**Objective:**
The required output is a word-for-word copy of the lines from the line bearing "The picture is" through the line bearing "</style></head><body>", inclusive, and no other lines.

**Source material:**

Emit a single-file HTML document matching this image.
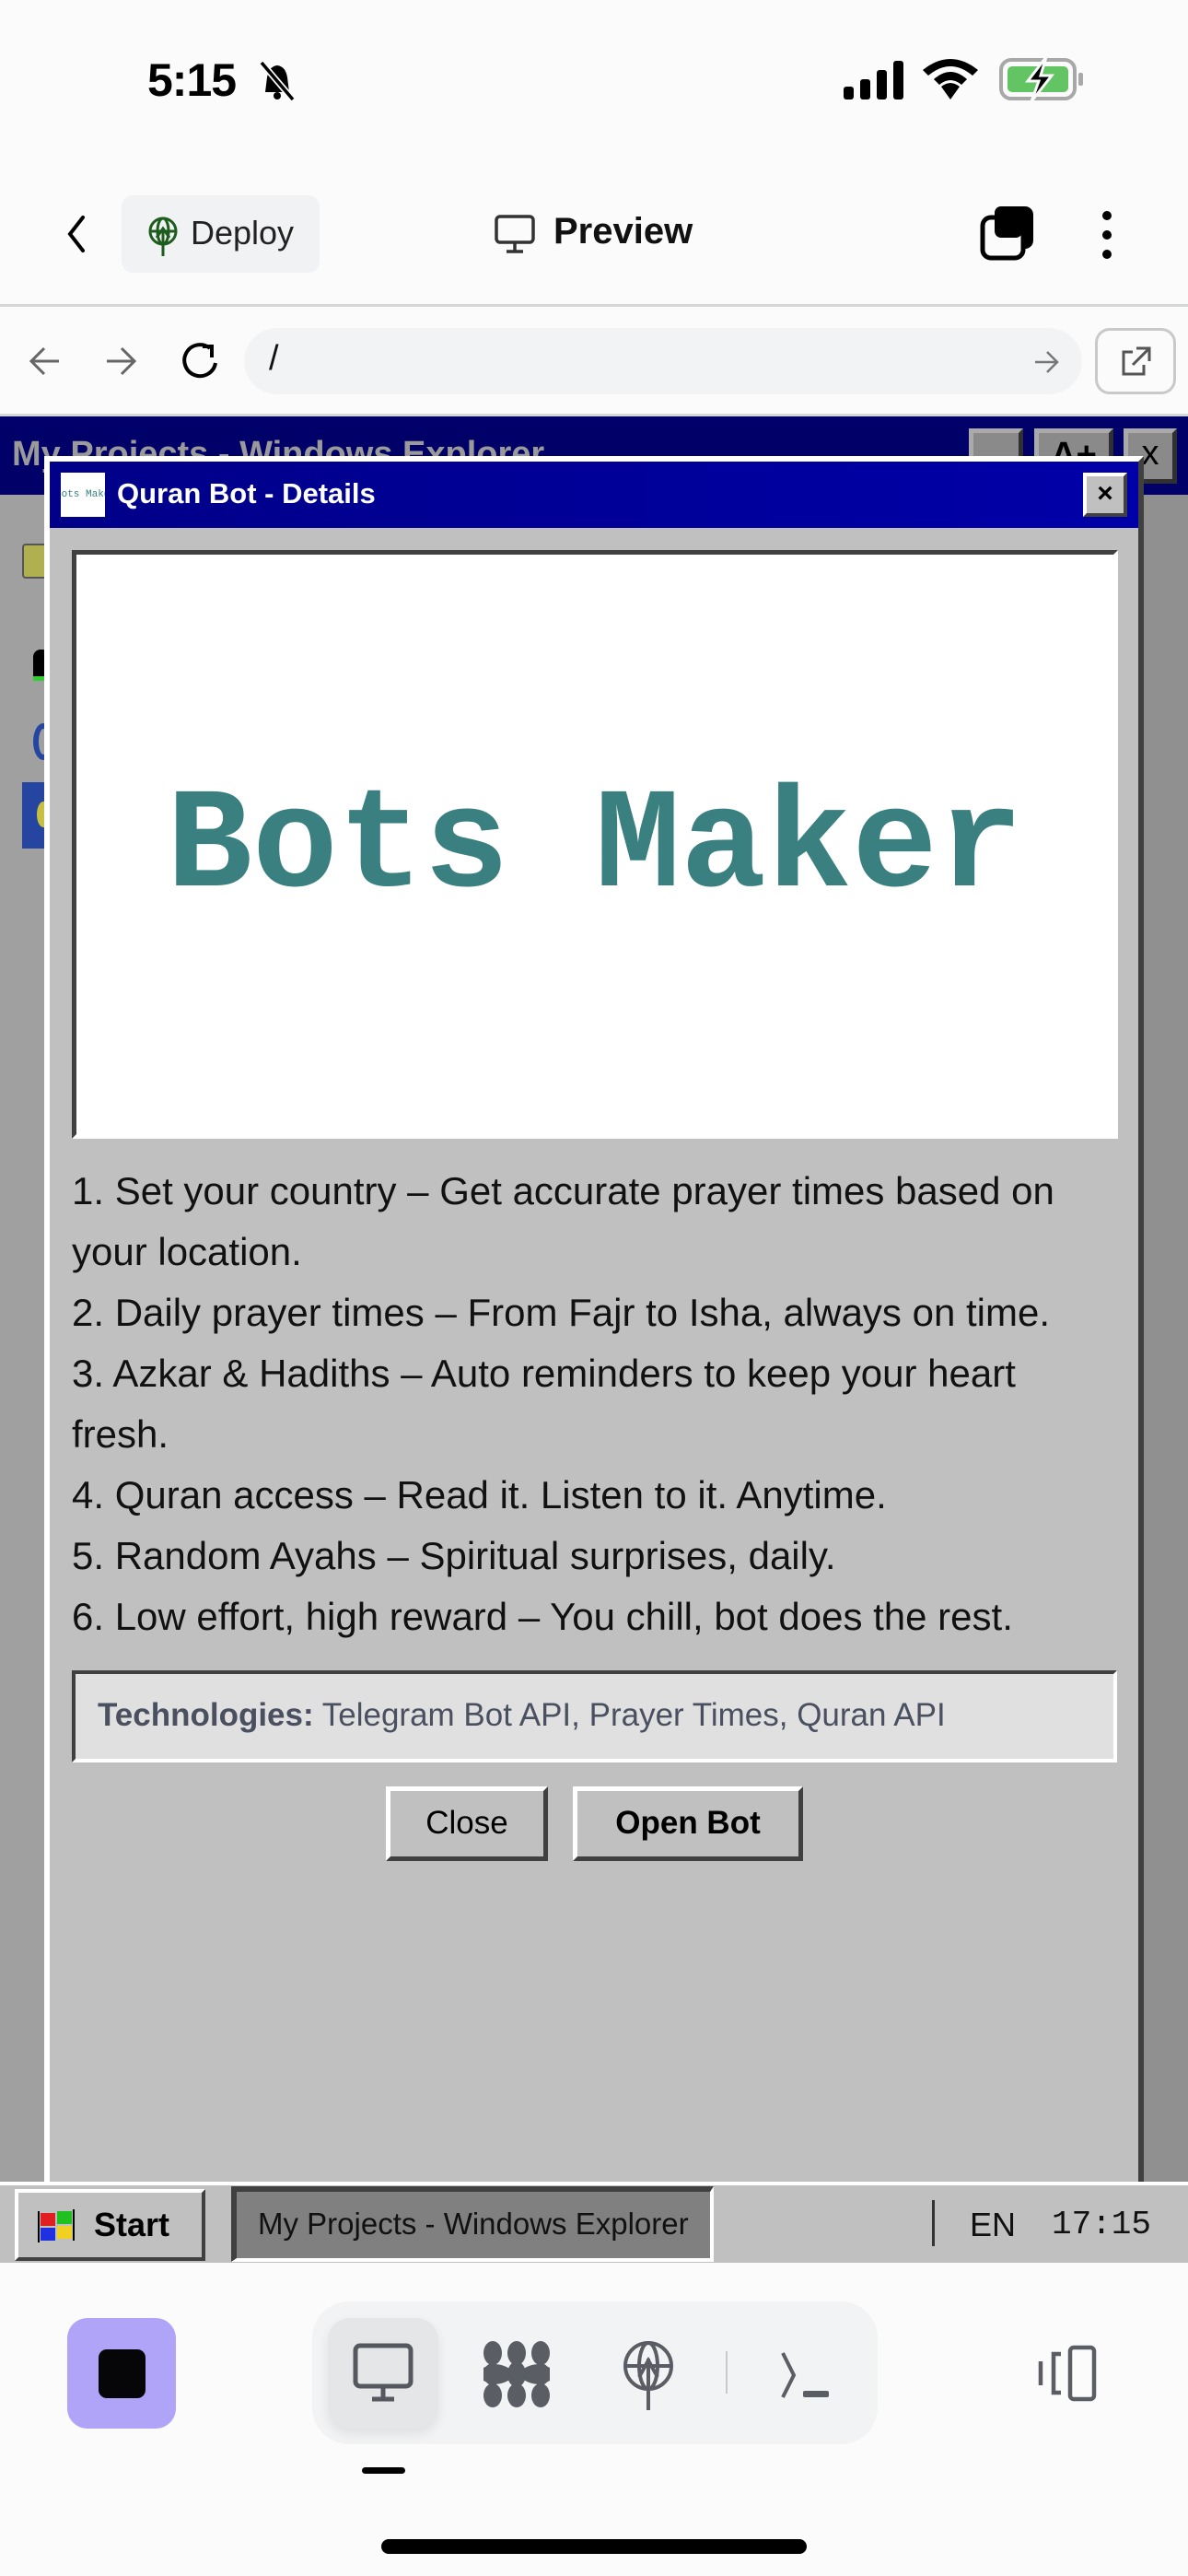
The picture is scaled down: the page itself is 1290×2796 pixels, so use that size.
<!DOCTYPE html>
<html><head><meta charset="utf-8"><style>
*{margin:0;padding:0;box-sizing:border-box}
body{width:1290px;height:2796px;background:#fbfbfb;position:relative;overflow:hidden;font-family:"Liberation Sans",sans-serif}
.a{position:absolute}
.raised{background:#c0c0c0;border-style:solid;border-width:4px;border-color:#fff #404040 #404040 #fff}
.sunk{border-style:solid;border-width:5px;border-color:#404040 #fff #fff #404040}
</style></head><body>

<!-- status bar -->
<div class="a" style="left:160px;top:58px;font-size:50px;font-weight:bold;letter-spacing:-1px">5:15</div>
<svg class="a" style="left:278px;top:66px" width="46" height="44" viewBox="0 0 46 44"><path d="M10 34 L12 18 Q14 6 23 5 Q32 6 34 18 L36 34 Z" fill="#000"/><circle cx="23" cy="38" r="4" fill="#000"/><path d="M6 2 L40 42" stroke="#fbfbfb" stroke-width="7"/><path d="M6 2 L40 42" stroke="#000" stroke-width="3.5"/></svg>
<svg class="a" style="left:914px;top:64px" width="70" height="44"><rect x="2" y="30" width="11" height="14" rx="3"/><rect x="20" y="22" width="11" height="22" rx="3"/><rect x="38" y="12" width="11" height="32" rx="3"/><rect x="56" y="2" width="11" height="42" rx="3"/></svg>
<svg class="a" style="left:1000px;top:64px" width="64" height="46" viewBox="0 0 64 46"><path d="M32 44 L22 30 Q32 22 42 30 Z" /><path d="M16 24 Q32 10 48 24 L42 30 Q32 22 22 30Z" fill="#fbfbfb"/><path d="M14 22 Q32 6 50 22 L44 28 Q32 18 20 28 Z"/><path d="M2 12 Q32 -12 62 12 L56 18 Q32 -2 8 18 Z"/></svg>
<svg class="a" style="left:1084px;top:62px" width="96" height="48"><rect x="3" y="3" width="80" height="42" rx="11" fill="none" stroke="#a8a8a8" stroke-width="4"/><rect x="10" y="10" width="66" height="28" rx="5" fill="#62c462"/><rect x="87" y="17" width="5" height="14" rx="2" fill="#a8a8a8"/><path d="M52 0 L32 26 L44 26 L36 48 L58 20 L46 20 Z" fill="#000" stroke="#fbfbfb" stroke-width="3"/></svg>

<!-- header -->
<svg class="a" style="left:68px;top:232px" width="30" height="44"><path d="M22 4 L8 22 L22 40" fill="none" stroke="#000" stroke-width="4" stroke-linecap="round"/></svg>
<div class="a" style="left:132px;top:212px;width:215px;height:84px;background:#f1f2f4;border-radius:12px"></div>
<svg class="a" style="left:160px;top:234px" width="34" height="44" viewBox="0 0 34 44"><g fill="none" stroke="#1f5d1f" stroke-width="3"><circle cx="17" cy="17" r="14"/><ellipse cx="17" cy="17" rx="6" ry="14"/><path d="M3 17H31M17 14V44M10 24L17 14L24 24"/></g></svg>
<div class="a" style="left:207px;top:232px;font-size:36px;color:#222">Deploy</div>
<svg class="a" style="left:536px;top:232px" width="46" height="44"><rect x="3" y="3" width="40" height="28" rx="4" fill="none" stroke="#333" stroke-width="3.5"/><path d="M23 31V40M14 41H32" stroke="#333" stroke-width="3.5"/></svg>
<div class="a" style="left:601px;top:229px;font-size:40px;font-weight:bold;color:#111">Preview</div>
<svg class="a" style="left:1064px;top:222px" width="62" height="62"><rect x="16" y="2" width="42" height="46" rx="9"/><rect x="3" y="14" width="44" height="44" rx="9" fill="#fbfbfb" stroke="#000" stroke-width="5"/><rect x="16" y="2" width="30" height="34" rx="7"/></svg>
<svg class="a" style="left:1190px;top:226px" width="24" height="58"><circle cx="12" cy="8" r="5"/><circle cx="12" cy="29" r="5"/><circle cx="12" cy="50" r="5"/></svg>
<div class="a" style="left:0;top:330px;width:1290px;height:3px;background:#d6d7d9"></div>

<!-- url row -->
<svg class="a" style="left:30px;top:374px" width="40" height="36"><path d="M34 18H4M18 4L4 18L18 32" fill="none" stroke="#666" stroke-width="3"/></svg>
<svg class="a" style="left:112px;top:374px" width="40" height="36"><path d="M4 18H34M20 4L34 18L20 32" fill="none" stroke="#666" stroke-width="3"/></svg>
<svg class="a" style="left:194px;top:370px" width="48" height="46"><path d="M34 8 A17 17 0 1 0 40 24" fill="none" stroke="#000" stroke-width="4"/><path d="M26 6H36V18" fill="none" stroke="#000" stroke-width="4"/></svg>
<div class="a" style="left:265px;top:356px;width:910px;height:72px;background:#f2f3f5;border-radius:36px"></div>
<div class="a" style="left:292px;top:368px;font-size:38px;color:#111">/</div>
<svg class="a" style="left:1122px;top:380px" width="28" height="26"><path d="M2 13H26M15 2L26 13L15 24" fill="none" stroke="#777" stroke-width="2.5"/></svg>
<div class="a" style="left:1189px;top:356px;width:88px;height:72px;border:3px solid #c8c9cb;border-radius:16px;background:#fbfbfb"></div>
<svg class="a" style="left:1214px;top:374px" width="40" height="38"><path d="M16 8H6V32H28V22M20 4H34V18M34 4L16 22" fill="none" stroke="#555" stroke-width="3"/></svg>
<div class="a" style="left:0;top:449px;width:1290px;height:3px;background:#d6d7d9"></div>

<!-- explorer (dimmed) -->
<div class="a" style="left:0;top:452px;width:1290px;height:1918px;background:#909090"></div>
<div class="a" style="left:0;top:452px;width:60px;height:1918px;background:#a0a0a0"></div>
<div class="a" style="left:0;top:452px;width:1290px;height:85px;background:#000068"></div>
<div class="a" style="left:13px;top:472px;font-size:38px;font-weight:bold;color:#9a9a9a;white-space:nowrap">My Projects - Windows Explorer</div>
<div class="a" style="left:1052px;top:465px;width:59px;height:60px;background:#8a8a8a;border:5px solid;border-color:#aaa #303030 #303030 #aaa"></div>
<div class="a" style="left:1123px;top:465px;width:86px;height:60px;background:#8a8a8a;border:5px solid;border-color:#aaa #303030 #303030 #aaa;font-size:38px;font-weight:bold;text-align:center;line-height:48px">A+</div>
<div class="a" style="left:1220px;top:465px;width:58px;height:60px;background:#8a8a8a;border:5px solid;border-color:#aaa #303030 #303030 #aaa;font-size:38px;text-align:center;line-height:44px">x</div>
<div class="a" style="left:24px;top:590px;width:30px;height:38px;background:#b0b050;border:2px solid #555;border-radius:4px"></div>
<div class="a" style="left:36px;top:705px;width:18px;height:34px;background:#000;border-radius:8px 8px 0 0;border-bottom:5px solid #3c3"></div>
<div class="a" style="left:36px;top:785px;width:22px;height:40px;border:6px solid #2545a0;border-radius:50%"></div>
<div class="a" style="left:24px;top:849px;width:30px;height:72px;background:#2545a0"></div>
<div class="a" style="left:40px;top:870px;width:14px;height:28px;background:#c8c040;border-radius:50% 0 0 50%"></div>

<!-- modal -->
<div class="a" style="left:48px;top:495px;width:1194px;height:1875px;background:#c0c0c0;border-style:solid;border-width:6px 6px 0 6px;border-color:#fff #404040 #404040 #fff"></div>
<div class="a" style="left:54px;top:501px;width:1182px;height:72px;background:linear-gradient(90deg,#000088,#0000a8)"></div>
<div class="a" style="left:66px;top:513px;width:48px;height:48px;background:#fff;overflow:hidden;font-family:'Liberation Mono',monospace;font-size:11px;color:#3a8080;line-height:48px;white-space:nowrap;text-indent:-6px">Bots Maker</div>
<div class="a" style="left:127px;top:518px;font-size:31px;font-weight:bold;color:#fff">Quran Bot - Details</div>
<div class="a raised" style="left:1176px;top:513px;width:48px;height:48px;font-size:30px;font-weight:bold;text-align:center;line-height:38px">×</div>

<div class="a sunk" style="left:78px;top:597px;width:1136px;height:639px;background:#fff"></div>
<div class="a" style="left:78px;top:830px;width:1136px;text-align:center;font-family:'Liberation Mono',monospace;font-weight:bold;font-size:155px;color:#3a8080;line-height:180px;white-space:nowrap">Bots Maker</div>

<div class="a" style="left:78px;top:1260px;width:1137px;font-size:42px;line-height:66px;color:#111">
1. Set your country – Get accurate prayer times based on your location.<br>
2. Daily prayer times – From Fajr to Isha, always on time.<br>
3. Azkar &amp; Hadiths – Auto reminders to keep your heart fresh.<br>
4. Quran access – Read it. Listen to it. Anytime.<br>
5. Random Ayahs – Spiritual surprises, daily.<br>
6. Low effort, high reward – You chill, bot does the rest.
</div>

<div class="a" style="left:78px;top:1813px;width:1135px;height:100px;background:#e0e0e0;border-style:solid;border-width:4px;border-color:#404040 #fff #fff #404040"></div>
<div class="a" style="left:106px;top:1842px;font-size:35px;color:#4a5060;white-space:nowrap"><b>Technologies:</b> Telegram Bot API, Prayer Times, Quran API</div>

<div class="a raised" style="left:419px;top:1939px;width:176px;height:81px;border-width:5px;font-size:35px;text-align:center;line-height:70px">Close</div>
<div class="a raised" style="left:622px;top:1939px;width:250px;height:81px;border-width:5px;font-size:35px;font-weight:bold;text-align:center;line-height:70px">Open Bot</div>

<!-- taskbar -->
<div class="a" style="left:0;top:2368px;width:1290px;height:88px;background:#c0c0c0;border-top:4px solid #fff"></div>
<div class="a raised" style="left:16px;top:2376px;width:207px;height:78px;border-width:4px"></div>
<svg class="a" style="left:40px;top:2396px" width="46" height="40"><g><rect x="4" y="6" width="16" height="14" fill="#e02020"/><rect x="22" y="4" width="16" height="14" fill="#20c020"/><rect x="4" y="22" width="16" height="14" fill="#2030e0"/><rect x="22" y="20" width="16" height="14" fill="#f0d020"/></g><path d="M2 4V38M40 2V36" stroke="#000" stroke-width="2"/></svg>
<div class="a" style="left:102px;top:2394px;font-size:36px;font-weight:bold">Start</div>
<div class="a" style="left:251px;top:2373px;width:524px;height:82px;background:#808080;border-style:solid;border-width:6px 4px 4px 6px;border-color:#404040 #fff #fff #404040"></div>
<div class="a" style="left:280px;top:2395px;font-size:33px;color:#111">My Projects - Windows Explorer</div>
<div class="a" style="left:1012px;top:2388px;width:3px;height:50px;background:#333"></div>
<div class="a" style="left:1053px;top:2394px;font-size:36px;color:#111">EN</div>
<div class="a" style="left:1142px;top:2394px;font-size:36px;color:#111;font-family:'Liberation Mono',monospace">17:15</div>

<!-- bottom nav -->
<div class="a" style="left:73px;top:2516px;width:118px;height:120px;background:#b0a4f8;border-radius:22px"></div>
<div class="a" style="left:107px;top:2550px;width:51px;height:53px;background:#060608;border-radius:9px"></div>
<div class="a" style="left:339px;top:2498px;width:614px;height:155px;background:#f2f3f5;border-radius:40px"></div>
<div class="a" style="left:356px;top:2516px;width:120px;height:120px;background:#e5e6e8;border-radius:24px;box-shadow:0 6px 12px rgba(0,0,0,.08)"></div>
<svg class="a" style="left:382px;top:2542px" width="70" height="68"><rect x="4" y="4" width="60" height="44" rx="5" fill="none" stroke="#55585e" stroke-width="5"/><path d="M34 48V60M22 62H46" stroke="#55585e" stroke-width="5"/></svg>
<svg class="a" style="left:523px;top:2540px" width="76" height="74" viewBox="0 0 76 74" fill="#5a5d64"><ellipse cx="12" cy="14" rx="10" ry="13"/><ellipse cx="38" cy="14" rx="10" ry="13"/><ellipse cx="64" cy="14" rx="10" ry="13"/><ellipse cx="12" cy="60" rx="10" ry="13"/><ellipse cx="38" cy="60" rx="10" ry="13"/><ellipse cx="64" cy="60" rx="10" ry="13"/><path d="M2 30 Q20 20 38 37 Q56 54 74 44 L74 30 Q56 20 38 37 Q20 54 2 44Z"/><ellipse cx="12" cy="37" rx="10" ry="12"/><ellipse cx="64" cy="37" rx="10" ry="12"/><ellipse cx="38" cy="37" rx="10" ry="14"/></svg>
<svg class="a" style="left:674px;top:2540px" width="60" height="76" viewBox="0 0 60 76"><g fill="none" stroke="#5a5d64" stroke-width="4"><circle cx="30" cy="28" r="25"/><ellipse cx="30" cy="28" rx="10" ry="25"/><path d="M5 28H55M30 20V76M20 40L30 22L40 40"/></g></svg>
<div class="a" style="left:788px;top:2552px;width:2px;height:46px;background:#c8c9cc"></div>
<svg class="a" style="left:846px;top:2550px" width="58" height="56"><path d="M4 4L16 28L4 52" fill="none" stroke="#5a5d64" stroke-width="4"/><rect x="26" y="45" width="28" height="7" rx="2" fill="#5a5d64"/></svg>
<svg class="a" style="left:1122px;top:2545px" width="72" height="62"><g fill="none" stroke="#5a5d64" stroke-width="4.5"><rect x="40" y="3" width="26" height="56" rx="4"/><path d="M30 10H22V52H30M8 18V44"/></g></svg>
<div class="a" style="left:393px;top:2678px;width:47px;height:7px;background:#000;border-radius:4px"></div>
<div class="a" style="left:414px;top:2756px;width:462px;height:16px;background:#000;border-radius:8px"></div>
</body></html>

**Output below:**
The picture is scaled down: the page itself is 1290×2796 pixels, so use that size.
<!DOCTYPE html>
<html><head><meta charset="utf-8"><style>
*{margin:0;padding:0;box-sizing:border-box}
body{width:1290px;height:2796px;background:#fbfbfb;position:relative;overflow:hidden;font-family:"Liberation Sans",sans-serif}
.a{position:absolute}
.raised{background:#c0c0c0;border-style:solid;border-width:4px;border-color:#fff #404040 #404040 #fff}
.sunk{border-style:solid;border-width:5px;border-color:#404040 #fff #fff #404040}
</style></head><body>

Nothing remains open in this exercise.